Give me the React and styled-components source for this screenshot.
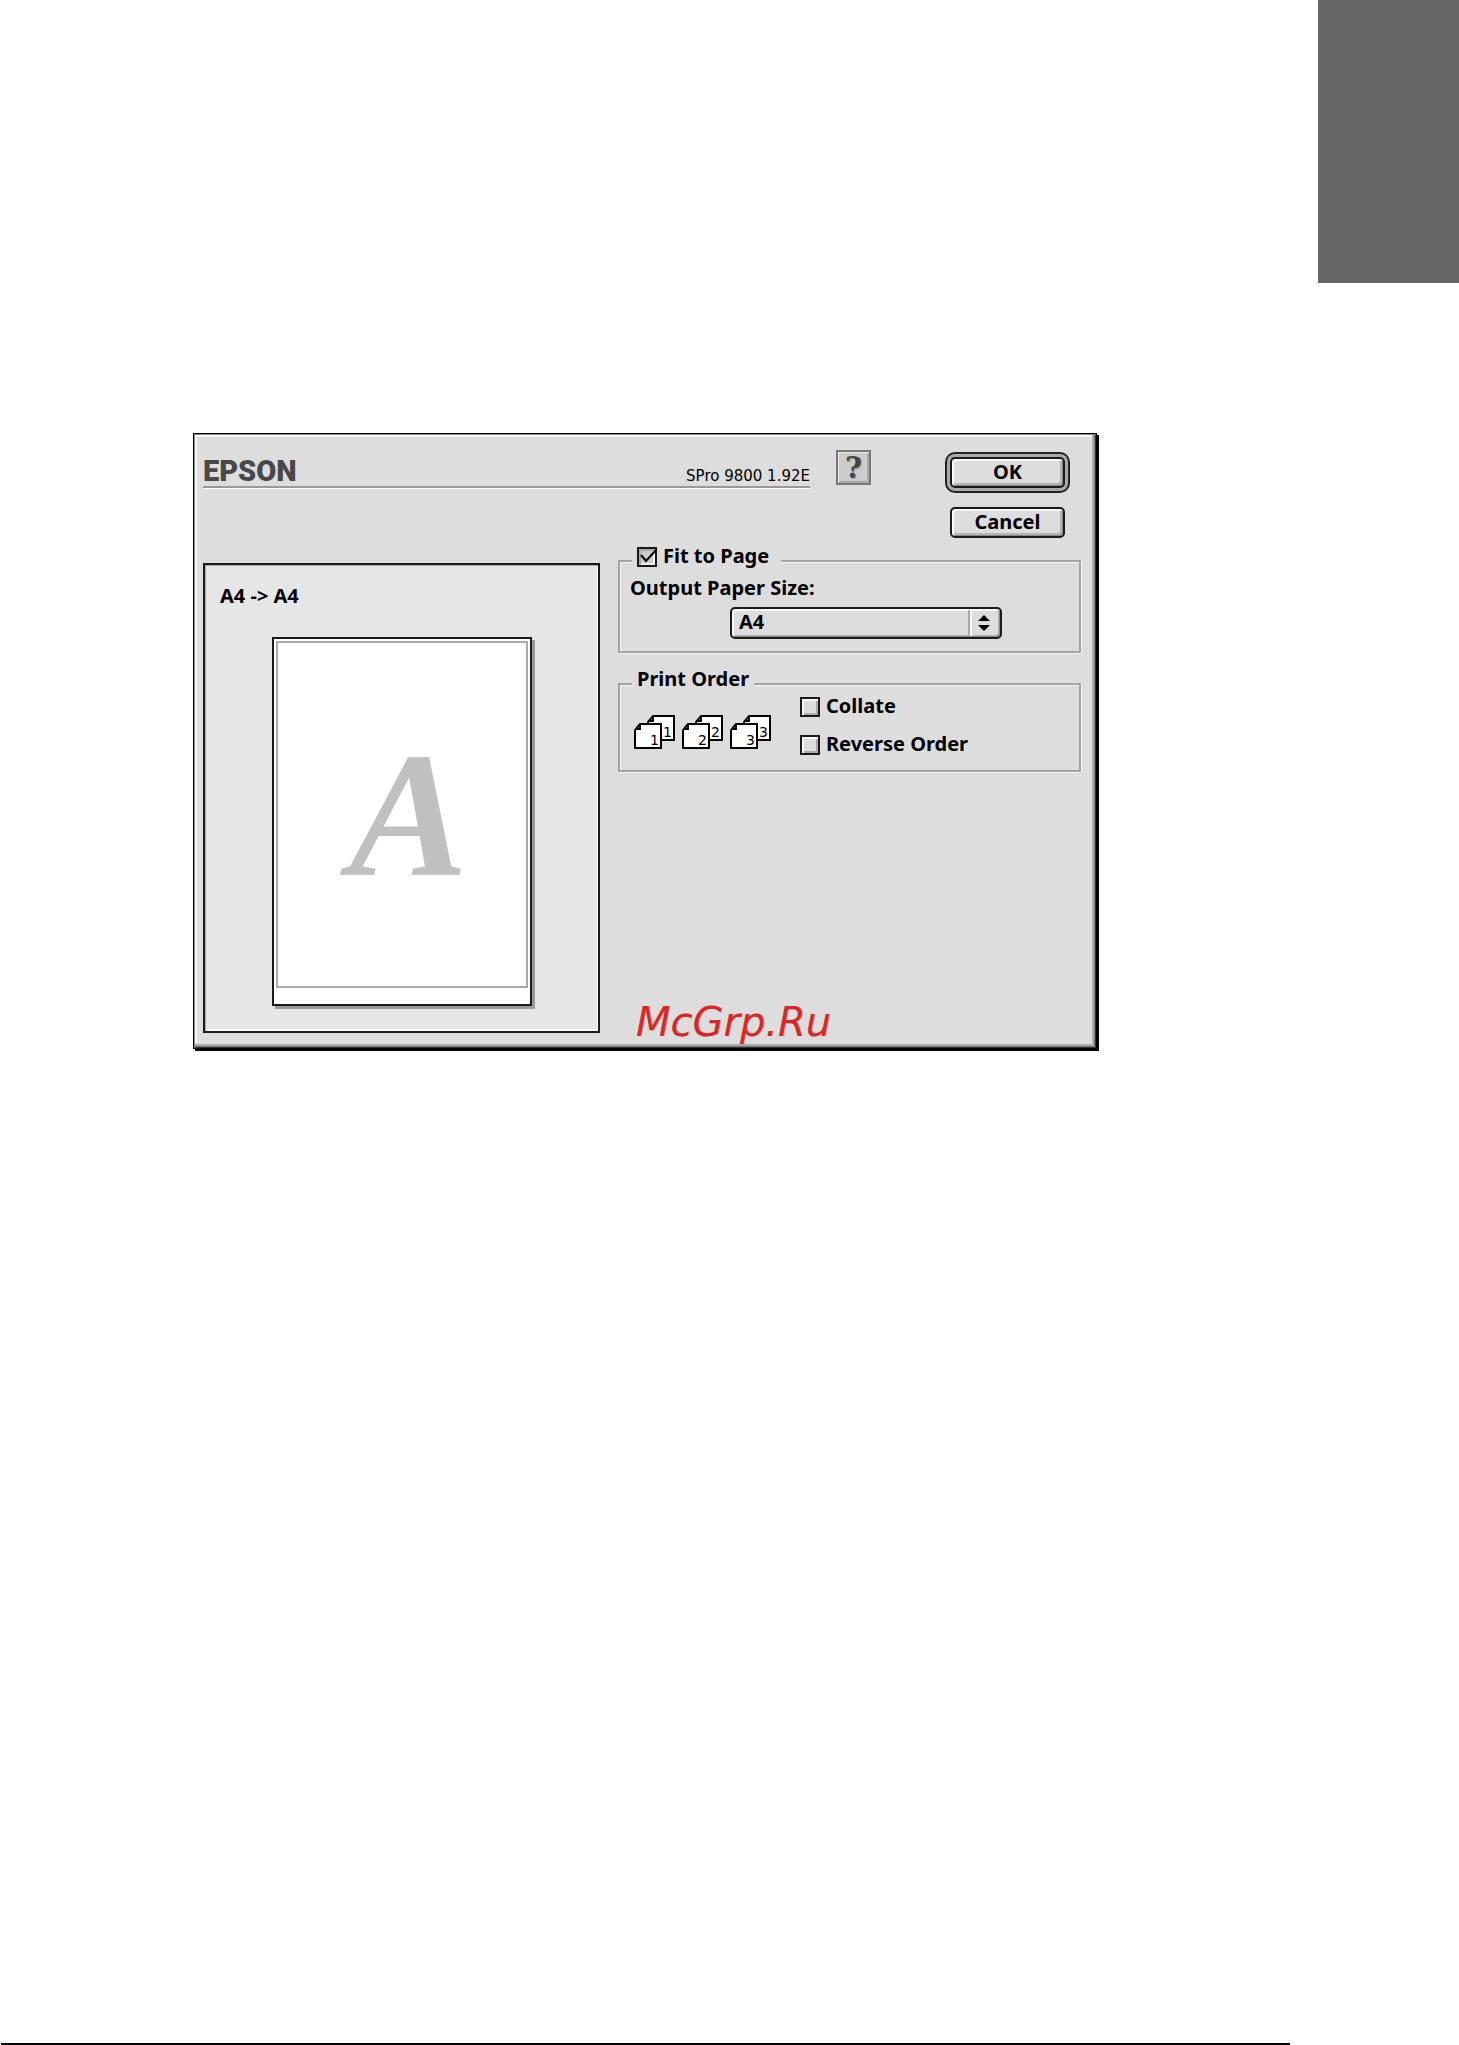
//CORE IMPORTS
import React, { Component } from "react";

import styled, { createGlobalStyle } from "styled-components";

const GlobalStyle = createGlobalStyle`
  * {
    box-sizing: border-box;
  }
  body {
    margin: 0;
    background: #fff;
    color: #000;
    font-family: "Noto Sans", "Open Sans", sans-serif;
    font-size: 20px;
    font-weight: 700;
    line-height: 20px;
  }
`;

//PAGE
const Sheet = styled.div`
  display: flex;
  flex-direction: column;
  min-height: 100vh;
`;

const ChapterTab = styled.div`
  align-self: flex-end;
  width: 141px;
  height: 283px;
  background: #666;
`;

const FooterRule = styled.hr`
  align-self: stretch;
  height: 2px;
  margin: auto 169px 0 1px;
  border: 0;
  background: #000;
`;

//DIALOG
const Dialog = styled.form`
  max-width: 904px;
  margin: 150px 169px 40px 193px;
  padding: 16px 15px 15px 9px;
  border: 1px solid #000;
  background: #ddd;
  box-shadow: 2px 2px 0 #000, inset 1px 1px 0 #888, inset -1px -1px 0 #333,
    inset -2px -2px 0 #777, inset -4px -4px 0 #aaa, inset 3px 3px 0 #f6f6f6;
`;

const Header = styled.header`
  display: flex;
  align-items: flex-start;
`;

const Brand = styled.div`
  display: flex;
  align-items: baseline;
  justify-content: space-between;
  flex: 0 1 607px;
  padding-top: 9px;
  border-bottom: 2px solid #999;
  box-shadow: 0 1px 0 #fff;
`;

const Logo = styled.span`
  color: #484848;
  font-family: Roboto, sans-serif;
  font-size: 29px;
  font-weight: 900;
  line-height: 24px;
`;

const Version = styled.span`
  font-family: "DejaVu Sans", sans-serif;
  font-size: 15px;
  font-weight: 400;
`;

const HelpButton = styled.button`
  width: 35px;
  height: 35px;
  margin-left: 26px;
  padding: 0;
  border: 2px solid #777;
  background: #ccc;
  box-shadow: inset 1px 1px 0 #eee, inset -2px -2px 0 #aaa;
  color: #444;
  font-family: "DejaVu Serif", serif;
  font-size: 29px;
  font-weight: 700;
  line-height: 28px;
  text-shadow: 1px 1px 0 #999;
`;

const Actions = styled.div`
  display: flex;
  flex-direction: column;
  gap: 19px;
  margin: 7px 16px 0 auto;
`;

const PushButton = styled.button`
  width: 115px;
  height: 31px;
  padding: 0 0 2px;
  border: 2px solid #1a1a1a;
  border-radius: 5px;
  background: #ddd;
  box-shadow: inset 2px 2px 0 #f8f8f8, inset -1px -1px 0 #888,
    inset -3px -3px 0 #b4b4b4
    ${props => props.$primary && ", 0 0 0 3px #aaa, 0 0 0 5px #222"};
  color: #000;
  font: inherit;
`;

const Content = styled.div`
  display: grid;
  grid-template-columns: minmax(0, 397px) minmax(0, 1fr);
  gap: 18px;
  margin-top: 8px;
`;

//PREVIEW
const Preview = styled.section`
  margin-top: 17px;
  padding: 21px 15px 25px;
  border: 2px solid #1a1a1a;
  background: #e6e6e6;
  box-shadow: inset 1px 1px 0 #aaa, inset -1px -2px 0 #fff;
`;

const PreviewTitle = styled.h2`
  margin: 0 0 31px;
  font: inherit;
`;

const Paper = styled.div`
  width: 260px;
  height: 369px;
  margin: 0 auto;
  padding: 2px 2px 16px;
  border: 2px solid #1a1a1a;
  background: #fff;
  box-shadow: 3px 3px 0 #999;
`;

const Printable = styled.div`
  display: flex;
  align-items: center;
  justify-content: center;
  height: 100%;
  padding-left: 14px;
  border: 2px solid #aaa;
  color: #c0c0c0;
  font-family: "Liberation Serif", serif;
  font-size: 178px;
  font-style: italic;
  line-height: 176px;
`;

//SETTINGS
const Settings = styled.div`
  display: flex;
  flex-direction: column;
  gap: 16px;
`;

const Group = styled.fieldset`
  min-width: 0;
  margin: 0;
  padding: 0 10px 12px;
  border: 2px solid #a3a3a3;
  box-shadow: 1px 1px 0 #f6f6f6, inset 1px 1px 0 #f6f6f6;
`;

const GroupTitle = styled.legend`
  height: 30px;
  margin-left: 2px;
  padding: 0 5px;
  background: #ddd;
`;

const CheckLabel = styled.label`
  display: flex;
  gap: 6px;
  padding-right: 7px;
`;

const CheckBox = styled.span`
  display: grid;
  width: 20px;
  height: 20px;
  margin-top: 1px;
`;

const CheckInput = styled.input`
  grid-area: 1 / 1;
  appearance: none;
  width: 20px;
  height: 20px;
  margin: 0;
  border: 2px solid #1a1a1a;
  background: #ddd;
  box-shadow: inset 2px 2px 0 #f8f8f8, inset -2px -2px 0 #aaa;

  & + svg {
    display: none;
    grid-area: 1 / 1;
    pointer-events: none;
  }
  &:checked {
    background: #ccc;
    box-shadow: inset 2px 2px 0 #aaa, inset -2px -2px 0 #eee;
  }
  &:checked + svg {
    display: block;
  }
`;

const FieldLabel = styled.label`
  display: block;
  margin-top: 2px;
`;

const PopUp = styled.div`
  display: grid;
  max-width: 272px;
  margin: 9px 0 0 100px;
`;

const PopUpSelect = styled.select`
  grid-area: 1 / 1;
  appearance: none;
  width: 100%;
  height: 32px;
  padding: 0 40px 2px 7px;
  border: 2px solid #1a1a1a;
  border-radius: 5px;
  background: #ddd;
  box-shadow: inset 2px 2px 0 #f8f8f8, inset -1px -1px 0 #888,
    inset -2px -2px 0 #b4b4b4;
  color: #000;
  font: inherit;
`;

const PopUpArrows = styled.svg`
  grid-area: 1 / 1;
  justify-self: end;
  pointer-events: none;
`;

const OrderRow = styled.div`
  display: flex;
  align-items: flex-start;
  margin-top: -3px;
  padding: 0 0 3px 4px;
`;

const OrderIcons = styled.svg`
  flex: none;
  margin: 19px 29px 0 0;
`;

const OrderOptions = styled.div`
  display: flex;
  flex-direction: column;
  gap: 17px;
`;

const SiteMark = styled.div`
  margin: 210px 0 -20px 18px;
  color: #dc2626;
  font-family: "DejaVu Sans", sans-serif;
  font-size: 40px;
  font-style: italic;
  font-weight: 400;
  line-height: 48px;
  text-shadow: 1px 0 0 #8888;
`;

const Check = ({ id, label, defaultChecked }) => (
  <CheckLabel htmlFor={id}>
    <CheckBox>
      <CheckInput type="checkbox" id={id} defaultChecked={defaultChecked} />
      <svg width="20" height="20" viewBox="0 0 20 20" fill="none">
        <path d="M4 8l5 6L20 2" stroke="#000" strokeWidth="2" />
      </svg>
    </CheckBox>
    {label}
  </CheckLabel>
);

// one sheet with its top left corner folded over
const FoldedPage = ({ x, y, number }) => (
  <g transform={`translate(${x} ${y})`}>
    <path
      d="M6 1H27V25H1V7Z"
      fill="#fff"
      stroke="#000"
      strokeWidth="2"
    />
    <path d="M6 1V6H1" fill="none" stroke="#000" strokeWidth="2" />
    <text
      x="16"
      y="22"
      fontFamily="DejaVu Sans, sans-serif"
      fontSize="14"
      fontWeight="400"
    >
      {number}
    </text>
  </g>
);

export default class App extends Component {
  state = {
    paper: "A4"
  };

  handlePaper = e => this.setState({ paper: e.target.value });
  handleSubmit = e => e.preventDefault();

  render() {
    const { paper } = this.state;

    return (
      <Sheet>
        <GlobalStyle />
        <ChapterTab />

        <Dialog onSubmit={this.handleSubmit}>
          <Header>
            <Brand>
              <Logo>EPSON</Logo>
              <Version>SPro 9800 1.92E</Version>
            </Brand>
            <HelpButton type="button">?</HelpButton>
            <Actions>
              <PushButton type="submit" $primary>
                OK
              </PushButton>
              <PushButton type="button">Cancel</PushButton>
            </Actions>
          </Header>

          <Content>
            <Preview>
              <PreviewTitle>A4 -&gt; {paper}</PreviewTitle>
              <Paper>
                <Printable>A</Printable>
              </Paper>
            </Preview>

            <Settings>
              <Group>
                <GroupTitle>
                  <Check id="fit" label="Fit to Page" defaultChecked />
                </GroupTitle>
                <FieldLabel htmlFor="paper">Output Paper Size:</FieldLabel>
                <PopUp>
                  <PopUpSelect
                    id="paper"
                    value={paper}
                    onChange={this.handlePaper}
                  >
                    <option>A4</option>
                  </PopUpSelect>
                  <PopUpArrows width="34" height="32" viewBox="0 0 34 32">
                    <path d="M1 3V29" stroke="#aaa" strokeWidth="2" />
                    <path d="M3 3V29" stroke="#f8f8f8" strokeWidth="2" />
                    <path d="M10 14L16 8L22 14ZM10 18L16 24L22 18Z" />
                  </PopUpArrows>
                </PopUp>
              </Group>

              <Group>
                <GroupTitle>Print Order</GroupTitle>
                <OrderRow>
                  <OrderIcons width="137" height="34" viewBox="0 0 137 34">
                    {[1, 2, 3].map((number, i) => (
                      <g key={number}>
                        <FoldedPage x={i * 48 + 13} y={0} number={number} />
                        <FoldedPage x={i * 48} y={8} number={number} />
                      </g>
                    ))}
                  </OrderIcons>
                  <OrderOptions>
                    <Check id="collate" label="Collate" />
                    <Check id="reverse" label="Reverse Order" />
                  </OrderOptions>
                </OrderRow>
              </Group>

              <SiteMark>McGrp.Ru</SiteMark>
            </Settings>
          </Content>
        </Dialog>

        <FooterRule />
      </Sheet>
    );
  }
}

▸ Instruction:
Looking at the material above, count the lines containing the string "this" and reply with the count alone.

▸ Solved exercise:
5